Extraits d’une conférence donnée par M. Alain Raizon du Cleuziou à la section d’Action française des Côtes-du-Nord, le 29 janvier 1906. Pour la période antérieure à 1902, M. du Cleuziou a, dit-il,  «  mis à profit, et parfois transcrit mot par mot » un remarquable travail composé par M. Eugène Caignart  » de Mailly, en décembre 1905, pour les « Etudiants d’Action française ». Nous avons donné la plus grande partie de cette conférence dans l’Almanach de 1909 ; nous nous bornons à en reproduire quelques traits essentiels. Ce que j’ai à exposer est un fait tout à la fois très simple et très éloquent. Des républicains, jeunes pour la plupart, et d’origines très diverses, sont venus à la monarchie. Ils ont été conduits par leurs études, par leurs réflexions propres ; ils ont par des raisons, par des considérations nouvelles, par l’originalité de l’évolution de leur pensée, donné un caractère de jeunesse et de nouveauté à l’idée monarchique que trop de préjugés présentaient comme une conception arriérée, contraire au progrès….

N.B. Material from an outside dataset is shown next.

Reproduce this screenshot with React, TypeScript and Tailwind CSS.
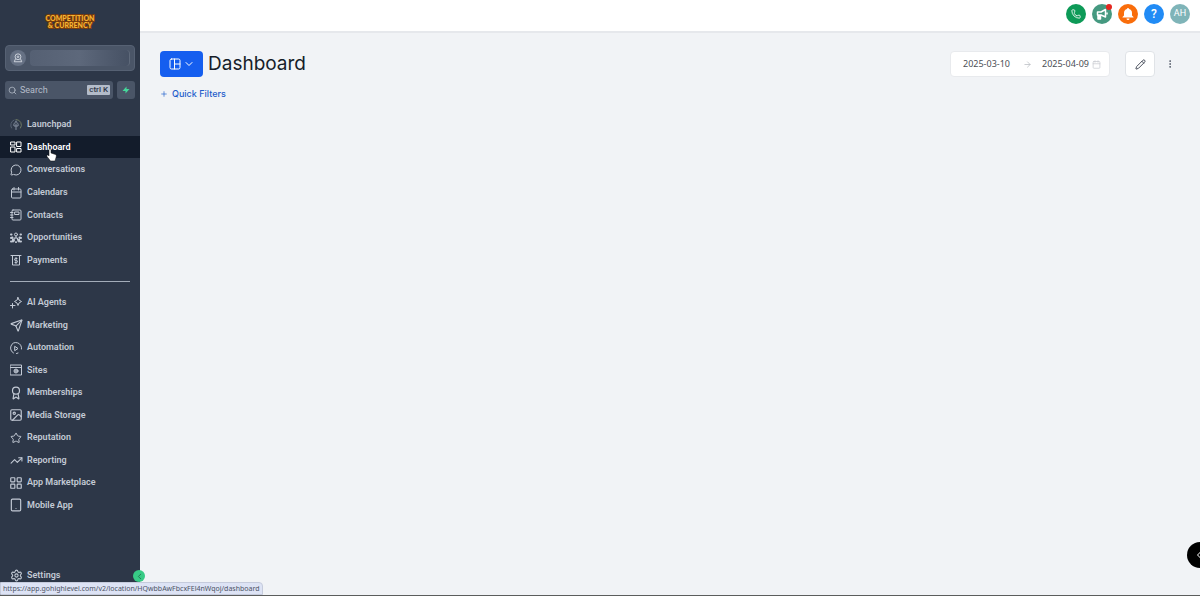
import { ReactNode } from "react";
import clsx from "clsx";
import {
  ArrowRight,
  Award,
  Calendar,
  ChevronDown,
  ChevronLeft,
  EllipsisVertical,
  Image,
  LayoutGrid,
  MessageCircle,
  Pencil,
  Phone,
  Plus,
  Search,
  Send,
  Settings,
  Star,
  Tablet,
  TrendingUp,
} from "lucide-react";

interface NavItemProps {
  label: string;
  icon: ReactNode;
  active?: boolean;
}

interface LineIconProps {
  children: ReactNode;
}

function LineIcon({ children }: LineIconProps) {
  return (
    <svg viewBox="0 0 24 24" width={12} height={12} fill="none" stroke="currentColor" strokeWidth={2} strokeLinecap="round" strokeLinejoin="round">
      {children}
    </svg>
  )
}

const mainItems: NavItemProps[] = [
  {
    label: "Launchpad",
    icon: (
      <LineIcon>
        <path d="M12 1a11 11 0 0 1 9 17" stroke="#6f7a63" />
        <path d="M3 18a11 11 0 0 1 5-16" stroke="#566273" />
        <path d="M12 5c4 3 5 6 4 9H8c-1-3 0-6 4-9zM12 10v11" stroke="#8590a0" />
      </LineIcon>
    ),
  },
  {
    label: "Dashboard",
    active: true,
    icon: (
      <LineIcon>
        <rect x="2" y="2" width="8" height="6" />
        <rect x="14" y="2" width="8" height="9" />
        <rect x="2" y="12" width="8" height="10" />
        <rect x="14" y="15" width="8" height="7" />
      </LineIcon>
    ),
  },
  { label: "Conversations", icon: <MessageCircle size={12} /> },
  {
    label: "Calendars",
    icon: (
      <LineIcon>
        <rect x="3" y="4" width="19" height="18" rx="2" />
        <path d="M3 10h19M8 1v5M17 1v5" />
      </LineIcon>
    ),
  },
  {
    label: "Contacts",
    icon: (
      <LineIcon>
        <rect x="4" y="2" width="18" height="20" rx="2" />
        <path d="M1 7h5M1 12h5M1 17h5M10 6h8v5h-8z" />
      </LineIcon>
    ),
  },
  {
    label: "Opportunities",
    icon: (
      <LineIcon>
        <circle cx="12" cy="5" r="3" />
        <path d="M9 12h6v5l-3 5-3-5zM12 8v4" />
        <path d="M2 5h1M2 12l3-1M2 19h1M6 15v4M22 5h-1M22 12l-3-1M22 19h-1M18 15v4" strokeWidth={4} />
      </LineIcon>
    ),
  },
  {
    label: "Payments",
    icon: (
      <LineIcon>
        <path d="M2 3h20M5 3v19h14V3" />
        <path d="M14 9h-3a2 2 0 0 0 0 4h2a2 2 0 0 1 0 4h-3M12 7v12" />
      </LineIcon>
    ),
  },
]

const toolItems: NavItemProps[] = [
  {
    label: "AI Agents",
    icon: (
      <LineIcon>
        <path d="M16 1l2 5 5 3-5 3-2 5-2-5-5-3 5-3zM5 13v9M1 17h9" />
      </LineIcon>
    ),
  },
  { label: "Marketing", icon: <Send size={13} /> },
  {
    label: "Automation",
    icon: (
      <LineIcon>
        <path d="M7 22A11 11 0 1 1 23 14M13 23l3-1" />
        <path d="M10 9l6 4-6 4z" />
      </LineIcon>
    ),
  },
  {
    label: "Sites",
    icon: (
      <LineIcon>
        <path d="M1 2h22v20H1zM1 7h22" />
        <circle cx="12" cy="14" r="4" />
        <path d="M9 14h6M12 11v6" />
      </LineIcon>
    ),
  },
  { label: "Memberships", icon: <Award size={14} /> },
  { label: "Media Storage", icon: <Image size={14} /> },
  { label: "Reputation", icon: <Star size={12} /> },
  { label: "Reporting", icon: <TrendingUp size={13} /> },
  { label: "App Marketplace", icon: <LayoutGrid size={14} /> },
  { label: "Mobile App", icon: <Tablet size={14} /> },
]

function NavItem({ label, icon, active }: NavItemProps) {
  return (
    <li className={clsx("relative flex flex-1", active ? "bg-[#131c2b] text-white" : "text-[#c3cad5]")}>
      <a href="#" className="flex flex-1 items-center gap-1 pl-[9px] text-[9px] leading-3 font-semibold">
        <span className="flex w-[14px] shrink-0 justify-center pt-px">{icon}</span>
        {label}
      </a>
      {active && (
        <svg className="absolute left-[46px] top-3 z-10" width="11" height="14" viewBox="0 0 22 28" fill="#fff" stroke="#111" strokeWidth={1}>
          <path d="M6 2c2-1 4 0 4 2v6l9 3c2 1 2 3 1 6l-2 7H9L2 17c-1-2 1-4 3-2l1 1z" />
        </svg>
      )}
    </li>
  )
}

function Sidebar() {
  return (
    <aside className="relative flex w-[140px] shrink-0 flex-col bg-[#2d3748] pb-[9px] font-['Roboto',sans-serif]">
      <div className="flex h-[45px] justify-center pt-[14px]">
        <svg width="50" height="18" viewBox="0 0 50 18" fill="#f6b532" stroke="#7a3c0c" strokeWidth={2} paintOrder="stroke" textAnchor="middle" className="font-['Lato',sans-serif] text-[7px] font-black">
          <text x="25" y="7">COMPETITION</text>
          <text x="25" y="14">&amp; CURRENCY</text>
        </svg>
      </div>

      <button aria-label="Switch account" className="mx-[5px] flex h-[26px] items-center gap-1 rounded-[4px] border border-[#566173] bg-[#4a5567] px-1">
        <span className="flex size-4 items-center justify-center rounded-full bg-[#667184] text-[#dde2e9]">
          <svg width="10" height="10" viewBox="0 0 24 24" fill="none" stroke="currentColor" strokeWidth={2} strokeLinejoin="round">
            <circle cx="12" cy="9" r="7" />
            <circle cx="12" cy="9" r="2" />
            <path d="M6 14l-3 7h18l-3-7" />
          </svg>
        </span>
        <span className="h-4 flex-1 rounded-sm border-r border-[#5f6a7b] bg-linear-to-r from-[#556073] via-[#5d687b] to-[#465164]" />
      </button>

      <div className="mx-[5px] mt-[10px] flex h-[18px] gap-1">
        <div className="flex min-w-0 flex-1 items-center gap-[3px] rounded-[3px] bg-[#4a5567] px-[3px] text-[#b5bdc9]">
          <Search size={9} className="shrink-0" />
          <input aria-label="Search" placeholder="Search" className="min-w-0 flex-1 bg-transparent text-[9px] leading-3 outline-none placeholder:text-[#b5bdc9]" />
          <kbd className="rounded-[1px] bg-[#b3bcca] px-[2px] font-['Roboto',sans-serif] text-[8px] leading-[10px] font-medium text-[#2d3748]">ctrl K</kbd>
        </div>
        <button aria-label="Quick actions" className="flex w-[18px] items-center justify-center rounded-[3px] bg-[#4a5567]">
          <svg width="8" height="8" viewBox="0 0 16 16" fill="#45d89b">
            <path d="M9 1v5h6l-8 9v-5H1z" />
          </svg>
        </button>
      </div>

      <nav>
        <ul className="mt-[14px] flex h-[158px] flex-col">
          {mainItems.map( item => <NavItem key={item.label} {...item} />)}
        </ul>
        <hr className="mx-[10px] mt-[10px] border-[#a3acb9]" />
        <ul className="mt-[9px] flex h-[225px] flex-col">
          {toolItems.map( item => <NavItem key={item.label} {...item} />)}
        </ul>
      </nav>

      <ul className="mt-auto flex h-[22px]">
        <NavItem label="Settings" icon={<Settings size={13} />} />
      </ul>

      <button aria-label="Collapse menu" className="absolute -right-[5px] bottom-[13px] flex size-3 items-center justify-center rounded-full bg-[#37ca85] text-[#1d5b45]">
        <ChevronLeft size={9} />
      </button>
    </aside>
  )
}

function TopBar() {
  return (
    <header className="flex h-[33px] justify-end gap-[6px] border-b-2 border-[#e6e8ec] bg-white pt-1 pr-[10px] text-white">
      <button aria-label="Phone" className="flex size-5 items-center justify-center rounded-full bg-[#0d9a57]">
        <Phone size={10} />
      </button>
      <button aria-label="Announcements" className="relative flex size-5 items-center justify-center rounded-full bg-[#459980]">
        <svg width="12" height="12" viewBox="0 0 24 24" fill="none" stroke="currentColor" strokeWidth={3} strokeLinejoin="round">
          <path d="M3 8h7l9-5v15l-9-4H3z" />
          <path d="M4 14v8h5v-8" fill="currentColor" />
          <path d="M22 9v4" />
        </svg>
        <span className="absolute top-0 right-0 size-[6px] rounded-full bg-[#e5271f]" />
      </button>
      <button aria-label="Notifications" className="flex size-5 items-center justify-center rounded-full bg-[#f96d0b]">
        <svg width="12" height="12" viewBox="0 0 24 24" fill="currentColor">
          <path d="M10 2a2 2 0 0 1 4 0c4 1 6 4 6 8v5l3 3v1H1v-1l3-3v-5c0-4 2-7 6-8zM9 21h6a3 3 0 0 1-6 0z" />
        </svg>
      </button>
      <button aria-label="Help" className="flex size-5 items-center justify-center rounded-full bg-[#218bf5] font-['Roboto',sans-serif] text-xs font-medium">?</button>
      <button className="flex size-5 items-center justify-center rounded-full bg-[#7fb4b8] font-['Roboto',sans-serif] text-[9px]">AH</button>
    </header>
  )
}

function DateRange() {
  return (
    <div className="flex h-[26px] w-[160px] items-center rounded-sm border border-[#e8eaed] bg-white pr-[9px] pl-3 text-[#4b4f56]">
      <input aria-label="Start date" defaultValue="2025-03-10" className="w-[50px] font-['Noto_Sans',sans-serif] text-[9px] leading-3 outline-none" />
      <ArrowRight size={9} className="mx-[10px] shrink-0 text-[#b8bcc2]" />
      <input aria-label="End date" defaultValue="2025-04-09" className="w-[50px] font-['Noto_Sans',sans-serif] text-[9px] leading-3 outline-none" />
      <Calendar size={9} className="ml-auto shrink-0 text-[#c9ccd1]" />
    </div>
  )
}

export default function App() {
  return (
    <div className="relative flex min-h-screen overflow-hidden border-b border-[#5b5d5c] bg-[#f1f3f6]">
      <Sidebar />

      <div className="flex min-w-0 flex-1 flex-col font-['Inter',sans-serif]">
        <TopBar />

        <main className="flex-1 pt-[18px] pr-[25px] pl-5">
          <div className="flex items-center">
            <button aria-label="Choose dashboard" className="flex h-[26px] w-[43px] items-center justify-center gap-[2px] rounded-sm bg-[#155eef] text-white">
              <LineIcon>
                <rect x="2" y="2" width="20" height="20" rx="3" />
                <path d="M11 2v20M11 12h11" />
              </LineIcon>
              <ChevronDown size={12} />
            </button>
            <h1 className="ml-[5px] text-[19px] leading-[26px] text-[#161d29]">Dashboard</h1>

            <div className="ml-auto flex items-center">
              <DateRange />
              <button aria-label="Edit dashboard" className="ml-[15px] flex h-[26px] w-[30px] items-center justify-center rounded-sm border border-[#e0e3e7] bg-white text-[#3b4250]">
                <Pencil size={11} />
              </button>
              <button aria-label="More options" className="ml-[10px] text-[#4b5260]">
                <EllipsisVertical size={10} />
              </button>
            </div>
          </div>

          <button className="mt-[11px] flex items-center gap-1 text-[9px] leading-3 font-medium text-[#1f5dcb]">
            <Plus size={8} />
            Quick Filters
          </button>
        </main>
      </div>

      <button aria-label="Open side panel" className="absolute -right-[13px] bottom-[27px] flex size-[26px] items-center rounded-full bg-black pl-[6px] text-white">
        <ChevronLeft size={12} />
      </button>

      <div className="absolute bottom-0 left-0 z-20 h-[13px] rounded-tr-sm border border-[#c5cbdc] bg-[#dde3f5] px-[2px] font-['Noto_Sans',sans-serif] text-[7px] leading-3 text-[#4c5365]">
        https://app.gohighlevel.com/v2/location/HQwbbAwFbcxFEl4nWqoj/dashboard
      </div>
    </div>
  )
}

L’oeuvre entreprise en août 1899 par les écrivains de l’Action française était une oeuvre purement scientifique, une oeuvre de pensée, dégagée de tous préjugés. Le terrain sur lequel ils étaient unis, était celui du nationalisme. Mais le nationalisme sentimental, qui est encore aujourd’hui celui de la Patrie française, se traduit dans les réunions politiques en des discours sonores et vides…

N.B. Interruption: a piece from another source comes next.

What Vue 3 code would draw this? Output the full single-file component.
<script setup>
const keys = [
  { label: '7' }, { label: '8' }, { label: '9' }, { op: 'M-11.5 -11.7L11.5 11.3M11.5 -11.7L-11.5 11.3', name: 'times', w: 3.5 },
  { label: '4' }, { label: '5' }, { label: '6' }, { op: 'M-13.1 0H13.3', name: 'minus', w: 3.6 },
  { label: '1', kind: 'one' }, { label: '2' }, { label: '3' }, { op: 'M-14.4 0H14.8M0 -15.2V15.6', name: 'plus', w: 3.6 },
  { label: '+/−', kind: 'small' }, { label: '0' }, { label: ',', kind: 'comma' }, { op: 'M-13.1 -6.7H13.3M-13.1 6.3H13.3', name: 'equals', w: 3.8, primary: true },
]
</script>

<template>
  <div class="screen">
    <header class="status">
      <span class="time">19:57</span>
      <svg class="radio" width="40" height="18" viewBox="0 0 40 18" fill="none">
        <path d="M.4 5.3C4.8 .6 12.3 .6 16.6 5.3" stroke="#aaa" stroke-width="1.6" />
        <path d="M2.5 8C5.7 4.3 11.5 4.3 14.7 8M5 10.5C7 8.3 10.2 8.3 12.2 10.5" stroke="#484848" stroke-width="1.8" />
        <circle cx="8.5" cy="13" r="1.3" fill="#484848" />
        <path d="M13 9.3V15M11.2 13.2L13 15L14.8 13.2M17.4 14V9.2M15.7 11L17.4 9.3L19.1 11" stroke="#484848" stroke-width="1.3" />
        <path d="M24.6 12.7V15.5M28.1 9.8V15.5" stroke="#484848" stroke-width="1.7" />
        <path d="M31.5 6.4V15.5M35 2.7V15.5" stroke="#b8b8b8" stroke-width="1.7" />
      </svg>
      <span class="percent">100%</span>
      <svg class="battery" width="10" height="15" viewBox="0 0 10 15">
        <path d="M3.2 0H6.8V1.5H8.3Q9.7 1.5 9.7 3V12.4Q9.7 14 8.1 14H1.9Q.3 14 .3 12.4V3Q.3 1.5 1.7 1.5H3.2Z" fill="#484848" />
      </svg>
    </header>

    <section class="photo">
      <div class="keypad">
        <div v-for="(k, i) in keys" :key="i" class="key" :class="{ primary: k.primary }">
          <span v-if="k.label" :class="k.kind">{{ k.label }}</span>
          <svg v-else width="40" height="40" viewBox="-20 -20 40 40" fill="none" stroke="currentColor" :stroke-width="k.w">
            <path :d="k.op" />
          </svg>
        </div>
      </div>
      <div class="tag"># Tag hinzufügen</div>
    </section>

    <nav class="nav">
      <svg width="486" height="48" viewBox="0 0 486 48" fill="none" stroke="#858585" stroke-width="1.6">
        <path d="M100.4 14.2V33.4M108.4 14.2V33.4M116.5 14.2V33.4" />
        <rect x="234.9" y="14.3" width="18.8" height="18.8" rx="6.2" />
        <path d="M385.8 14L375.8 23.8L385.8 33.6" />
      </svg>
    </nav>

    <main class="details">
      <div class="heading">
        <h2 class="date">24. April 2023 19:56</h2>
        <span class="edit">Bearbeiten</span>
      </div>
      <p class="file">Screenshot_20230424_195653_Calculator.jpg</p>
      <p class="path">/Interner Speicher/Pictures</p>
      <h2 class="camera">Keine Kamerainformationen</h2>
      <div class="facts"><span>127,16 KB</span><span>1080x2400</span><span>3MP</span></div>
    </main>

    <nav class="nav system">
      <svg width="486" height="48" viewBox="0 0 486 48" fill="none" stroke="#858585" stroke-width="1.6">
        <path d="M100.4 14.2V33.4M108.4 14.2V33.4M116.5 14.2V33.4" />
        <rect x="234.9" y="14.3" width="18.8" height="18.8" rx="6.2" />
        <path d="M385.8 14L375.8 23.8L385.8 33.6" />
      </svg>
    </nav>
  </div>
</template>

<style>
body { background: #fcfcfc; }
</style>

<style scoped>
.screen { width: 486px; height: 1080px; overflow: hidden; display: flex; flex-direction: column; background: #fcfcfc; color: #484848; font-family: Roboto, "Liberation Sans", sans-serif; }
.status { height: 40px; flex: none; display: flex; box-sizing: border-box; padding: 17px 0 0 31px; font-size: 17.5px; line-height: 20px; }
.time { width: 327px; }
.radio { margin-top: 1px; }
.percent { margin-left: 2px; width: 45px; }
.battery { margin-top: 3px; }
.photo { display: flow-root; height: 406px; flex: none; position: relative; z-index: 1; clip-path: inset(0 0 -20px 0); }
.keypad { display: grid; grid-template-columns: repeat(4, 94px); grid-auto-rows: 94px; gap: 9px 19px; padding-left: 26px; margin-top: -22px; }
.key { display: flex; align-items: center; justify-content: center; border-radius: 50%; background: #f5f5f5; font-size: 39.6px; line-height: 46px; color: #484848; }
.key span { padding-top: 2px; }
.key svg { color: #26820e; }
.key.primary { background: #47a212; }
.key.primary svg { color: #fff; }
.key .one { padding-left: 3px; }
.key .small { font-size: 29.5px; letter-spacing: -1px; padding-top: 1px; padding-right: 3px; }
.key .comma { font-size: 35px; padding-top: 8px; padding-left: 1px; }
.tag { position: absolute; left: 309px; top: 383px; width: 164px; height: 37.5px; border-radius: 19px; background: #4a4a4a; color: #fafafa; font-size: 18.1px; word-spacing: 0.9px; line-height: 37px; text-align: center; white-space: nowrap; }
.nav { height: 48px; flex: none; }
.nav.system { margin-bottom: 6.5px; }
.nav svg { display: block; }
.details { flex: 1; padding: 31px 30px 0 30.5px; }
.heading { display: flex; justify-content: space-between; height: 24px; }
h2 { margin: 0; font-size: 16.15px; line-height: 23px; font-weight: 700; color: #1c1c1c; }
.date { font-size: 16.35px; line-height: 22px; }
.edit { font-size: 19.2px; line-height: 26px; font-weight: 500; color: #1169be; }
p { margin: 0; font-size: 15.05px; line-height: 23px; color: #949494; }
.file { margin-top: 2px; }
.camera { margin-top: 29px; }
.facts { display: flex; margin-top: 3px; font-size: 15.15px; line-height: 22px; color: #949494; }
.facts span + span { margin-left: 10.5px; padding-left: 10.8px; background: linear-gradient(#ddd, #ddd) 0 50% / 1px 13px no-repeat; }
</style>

Or, ce que voulaient Vaugeois et ses collaborateurs, c’était un nationalisme qui pût s’enseigner, se démontrer. Le sentiment nationaliste de l’Action française tendait donc à se constituer en un corps de doctrine, mais pour y parvenir, les écrivains de l’Action française précisèrent une méthode admirablement exprimée dans cette déclaration dont il faut peser tous les termes :

« L’Action française s’adresse au nationalisme quand il est conscient, réfléchi et rationnel.  Un vrai nationaliste place la patrie avant tout. Il conçoit donc, il traite, il résout toutes les questions politiques pendantes, dans leur rapport avec l’intérêt national.

Avec l’intérêt national et non avec ses caprices de sentiment. Avec l’intérêt national et non avec ses goûts ou ses dégoûts, ses penchants ou ses répugnances.  Avec l’intérêt national et non avec sa paresse d’esprit, ou ses calculs privés, ou ses intérêts personnels. »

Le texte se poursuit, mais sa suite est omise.